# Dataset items
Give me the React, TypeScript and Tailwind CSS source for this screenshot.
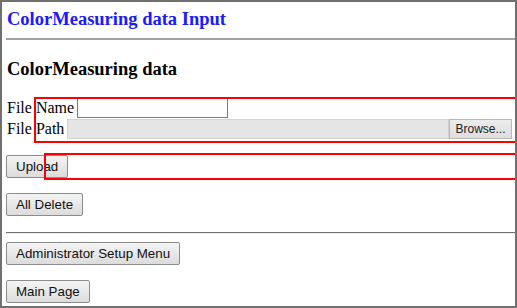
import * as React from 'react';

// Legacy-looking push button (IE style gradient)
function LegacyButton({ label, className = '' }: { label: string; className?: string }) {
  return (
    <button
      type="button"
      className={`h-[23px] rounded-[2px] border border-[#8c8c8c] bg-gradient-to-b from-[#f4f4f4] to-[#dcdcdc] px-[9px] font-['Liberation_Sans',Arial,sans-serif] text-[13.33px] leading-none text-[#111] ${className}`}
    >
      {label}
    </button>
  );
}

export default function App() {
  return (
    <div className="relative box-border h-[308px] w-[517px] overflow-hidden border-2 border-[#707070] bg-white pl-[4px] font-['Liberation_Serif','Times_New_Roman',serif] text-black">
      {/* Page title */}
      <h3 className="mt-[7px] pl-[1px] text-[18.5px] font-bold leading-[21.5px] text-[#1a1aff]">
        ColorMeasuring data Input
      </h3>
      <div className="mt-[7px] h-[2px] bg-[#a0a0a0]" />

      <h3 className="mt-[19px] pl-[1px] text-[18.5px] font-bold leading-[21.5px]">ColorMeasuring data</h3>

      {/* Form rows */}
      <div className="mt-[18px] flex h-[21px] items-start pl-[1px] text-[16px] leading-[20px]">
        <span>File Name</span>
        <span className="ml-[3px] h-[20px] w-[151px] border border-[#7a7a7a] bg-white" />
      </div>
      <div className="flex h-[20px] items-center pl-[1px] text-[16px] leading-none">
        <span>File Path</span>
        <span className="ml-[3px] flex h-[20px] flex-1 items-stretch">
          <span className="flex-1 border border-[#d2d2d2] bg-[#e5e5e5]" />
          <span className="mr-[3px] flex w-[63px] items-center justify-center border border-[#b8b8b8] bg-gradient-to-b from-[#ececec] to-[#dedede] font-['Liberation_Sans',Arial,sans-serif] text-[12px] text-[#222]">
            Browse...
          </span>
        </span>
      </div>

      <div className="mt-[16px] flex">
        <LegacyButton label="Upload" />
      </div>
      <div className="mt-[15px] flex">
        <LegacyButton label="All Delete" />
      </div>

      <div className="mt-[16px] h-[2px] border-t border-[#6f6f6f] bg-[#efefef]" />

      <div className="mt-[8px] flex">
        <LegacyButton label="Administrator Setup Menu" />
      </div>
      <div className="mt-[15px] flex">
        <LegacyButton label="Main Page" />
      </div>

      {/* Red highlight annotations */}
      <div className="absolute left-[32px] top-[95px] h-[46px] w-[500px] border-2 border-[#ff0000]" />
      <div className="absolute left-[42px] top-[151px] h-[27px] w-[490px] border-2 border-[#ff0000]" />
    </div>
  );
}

...

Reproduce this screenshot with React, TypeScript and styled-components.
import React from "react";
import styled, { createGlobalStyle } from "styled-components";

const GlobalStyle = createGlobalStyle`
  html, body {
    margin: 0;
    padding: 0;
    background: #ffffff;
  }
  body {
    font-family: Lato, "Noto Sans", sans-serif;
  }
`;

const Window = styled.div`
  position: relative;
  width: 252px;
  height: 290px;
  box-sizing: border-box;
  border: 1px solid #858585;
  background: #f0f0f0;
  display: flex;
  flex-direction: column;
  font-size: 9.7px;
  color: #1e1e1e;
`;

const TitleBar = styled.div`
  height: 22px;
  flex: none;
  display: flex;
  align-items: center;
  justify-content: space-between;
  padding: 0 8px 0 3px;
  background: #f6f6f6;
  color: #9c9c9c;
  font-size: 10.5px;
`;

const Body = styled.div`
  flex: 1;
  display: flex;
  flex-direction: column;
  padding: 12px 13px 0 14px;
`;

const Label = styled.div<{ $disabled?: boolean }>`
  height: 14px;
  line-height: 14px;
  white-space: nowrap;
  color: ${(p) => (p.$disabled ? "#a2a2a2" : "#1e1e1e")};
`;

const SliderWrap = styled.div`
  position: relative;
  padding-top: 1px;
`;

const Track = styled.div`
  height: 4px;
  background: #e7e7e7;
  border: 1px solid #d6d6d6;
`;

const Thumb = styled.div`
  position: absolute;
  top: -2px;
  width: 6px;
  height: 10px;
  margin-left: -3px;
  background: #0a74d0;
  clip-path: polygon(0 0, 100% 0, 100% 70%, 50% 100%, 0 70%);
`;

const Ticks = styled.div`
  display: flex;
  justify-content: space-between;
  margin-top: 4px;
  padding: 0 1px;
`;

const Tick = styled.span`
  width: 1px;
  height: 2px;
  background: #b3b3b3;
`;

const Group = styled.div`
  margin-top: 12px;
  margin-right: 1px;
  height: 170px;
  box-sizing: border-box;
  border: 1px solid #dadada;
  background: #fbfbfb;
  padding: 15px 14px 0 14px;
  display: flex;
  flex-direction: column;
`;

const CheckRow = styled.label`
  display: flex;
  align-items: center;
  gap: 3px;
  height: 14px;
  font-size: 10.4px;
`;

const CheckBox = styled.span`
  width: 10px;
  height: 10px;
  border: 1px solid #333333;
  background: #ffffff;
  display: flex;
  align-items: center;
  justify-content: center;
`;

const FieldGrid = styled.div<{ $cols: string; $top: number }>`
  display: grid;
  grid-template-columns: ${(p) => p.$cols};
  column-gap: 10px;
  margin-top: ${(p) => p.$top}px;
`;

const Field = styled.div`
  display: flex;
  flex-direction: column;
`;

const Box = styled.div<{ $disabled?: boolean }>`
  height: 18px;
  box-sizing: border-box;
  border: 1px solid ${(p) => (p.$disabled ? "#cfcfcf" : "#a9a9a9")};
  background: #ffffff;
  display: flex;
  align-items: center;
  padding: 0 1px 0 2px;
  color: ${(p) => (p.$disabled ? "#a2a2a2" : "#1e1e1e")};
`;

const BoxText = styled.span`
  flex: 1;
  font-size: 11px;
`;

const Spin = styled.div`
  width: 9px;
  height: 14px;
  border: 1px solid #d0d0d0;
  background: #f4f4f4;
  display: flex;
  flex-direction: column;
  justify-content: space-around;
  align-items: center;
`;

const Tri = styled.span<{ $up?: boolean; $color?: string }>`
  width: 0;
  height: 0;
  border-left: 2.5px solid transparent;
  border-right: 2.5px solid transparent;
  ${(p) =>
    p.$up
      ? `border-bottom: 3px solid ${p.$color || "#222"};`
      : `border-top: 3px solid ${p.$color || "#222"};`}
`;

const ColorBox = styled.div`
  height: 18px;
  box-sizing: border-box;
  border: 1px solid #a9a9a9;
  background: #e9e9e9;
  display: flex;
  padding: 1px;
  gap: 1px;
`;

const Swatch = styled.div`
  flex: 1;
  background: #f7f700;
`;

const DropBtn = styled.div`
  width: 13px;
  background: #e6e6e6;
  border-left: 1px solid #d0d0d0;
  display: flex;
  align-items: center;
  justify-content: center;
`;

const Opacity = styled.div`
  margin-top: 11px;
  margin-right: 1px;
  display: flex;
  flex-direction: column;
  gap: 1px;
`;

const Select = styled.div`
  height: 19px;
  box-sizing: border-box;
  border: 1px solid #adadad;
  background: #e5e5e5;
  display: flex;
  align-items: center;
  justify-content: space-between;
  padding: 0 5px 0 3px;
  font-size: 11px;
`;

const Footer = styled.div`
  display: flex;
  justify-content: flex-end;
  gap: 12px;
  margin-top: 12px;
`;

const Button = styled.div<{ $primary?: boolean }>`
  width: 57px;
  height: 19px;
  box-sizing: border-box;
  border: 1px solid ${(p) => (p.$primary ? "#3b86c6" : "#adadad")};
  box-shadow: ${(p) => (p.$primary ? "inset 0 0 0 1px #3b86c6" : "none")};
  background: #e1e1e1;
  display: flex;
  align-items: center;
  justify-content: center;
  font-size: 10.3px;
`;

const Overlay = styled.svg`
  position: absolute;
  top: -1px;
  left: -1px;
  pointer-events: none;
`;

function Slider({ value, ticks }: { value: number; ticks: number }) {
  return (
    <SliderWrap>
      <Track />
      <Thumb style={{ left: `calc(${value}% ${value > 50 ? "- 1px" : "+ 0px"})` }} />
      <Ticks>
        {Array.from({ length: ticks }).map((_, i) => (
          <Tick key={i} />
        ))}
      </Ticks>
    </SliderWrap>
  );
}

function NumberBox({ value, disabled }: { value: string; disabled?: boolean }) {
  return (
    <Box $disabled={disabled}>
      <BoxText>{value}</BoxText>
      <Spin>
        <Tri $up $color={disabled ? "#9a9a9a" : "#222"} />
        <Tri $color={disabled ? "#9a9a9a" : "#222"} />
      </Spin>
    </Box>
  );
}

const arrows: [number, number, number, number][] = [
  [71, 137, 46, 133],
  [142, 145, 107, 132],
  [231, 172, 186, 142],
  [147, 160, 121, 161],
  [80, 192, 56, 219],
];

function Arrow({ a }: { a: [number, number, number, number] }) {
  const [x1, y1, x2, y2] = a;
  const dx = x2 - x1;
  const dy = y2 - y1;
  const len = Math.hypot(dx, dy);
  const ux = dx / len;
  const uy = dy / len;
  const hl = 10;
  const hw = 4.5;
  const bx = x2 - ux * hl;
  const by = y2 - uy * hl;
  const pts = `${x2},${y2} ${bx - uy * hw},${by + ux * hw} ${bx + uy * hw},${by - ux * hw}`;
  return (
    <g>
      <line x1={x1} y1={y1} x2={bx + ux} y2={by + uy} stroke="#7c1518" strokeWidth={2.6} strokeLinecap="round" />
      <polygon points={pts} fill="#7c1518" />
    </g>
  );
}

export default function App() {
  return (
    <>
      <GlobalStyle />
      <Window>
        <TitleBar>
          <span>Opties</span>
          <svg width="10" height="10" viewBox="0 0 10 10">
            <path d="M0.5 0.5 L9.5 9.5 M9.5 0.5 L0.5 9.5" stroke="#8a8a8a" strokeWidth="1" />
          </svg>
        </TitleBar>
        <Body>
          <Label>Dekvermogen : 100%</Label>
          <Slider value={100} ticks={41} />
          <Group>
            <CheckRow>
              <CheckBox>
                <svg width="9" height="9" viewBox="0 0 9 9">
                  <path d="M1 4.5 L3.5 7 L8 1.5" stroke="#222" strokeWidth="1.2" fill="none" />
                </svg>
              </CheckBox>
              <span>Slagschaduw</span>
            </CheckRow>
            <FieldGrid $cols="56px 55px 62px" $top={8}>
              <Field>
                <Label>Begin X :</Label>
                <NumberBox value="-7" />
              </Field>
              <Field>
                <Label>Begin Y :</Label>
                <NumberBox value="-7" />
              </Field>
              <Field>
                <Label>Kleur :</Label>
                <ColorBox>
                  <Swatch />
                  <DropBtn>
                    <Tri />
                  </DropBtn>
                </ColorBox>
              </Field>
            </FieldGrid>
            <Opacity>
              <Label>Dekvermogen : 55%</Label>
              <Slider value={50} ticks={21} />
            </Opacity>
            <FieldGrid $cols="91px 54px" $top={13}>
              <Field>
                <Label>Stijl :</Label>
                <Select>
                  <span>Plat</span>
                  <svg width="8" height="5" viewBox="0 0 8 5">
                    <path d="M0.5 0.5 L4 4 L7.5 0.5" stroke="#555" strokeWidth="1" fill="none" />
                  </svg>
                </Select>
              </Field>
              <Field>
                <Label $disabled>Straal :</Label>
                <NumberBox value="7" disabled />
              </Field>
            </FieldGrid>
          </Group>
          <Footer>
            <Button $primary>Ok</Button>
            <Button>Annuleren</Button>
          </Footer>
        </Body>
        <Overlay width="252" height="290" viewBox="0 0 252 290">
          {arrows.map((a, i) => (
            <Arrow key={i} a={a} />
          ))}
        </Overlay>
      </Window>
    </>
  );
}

# What is asked
The copy should hold exactly the lines from the line with "Give me the" to the line with "import * as React from 'react';", both ends in, set down without any pictures and with nothing added.

# Result for this task
Give me the React, TypeScript and Tailwind CSS source for this screenshot.
import * as React from 'react';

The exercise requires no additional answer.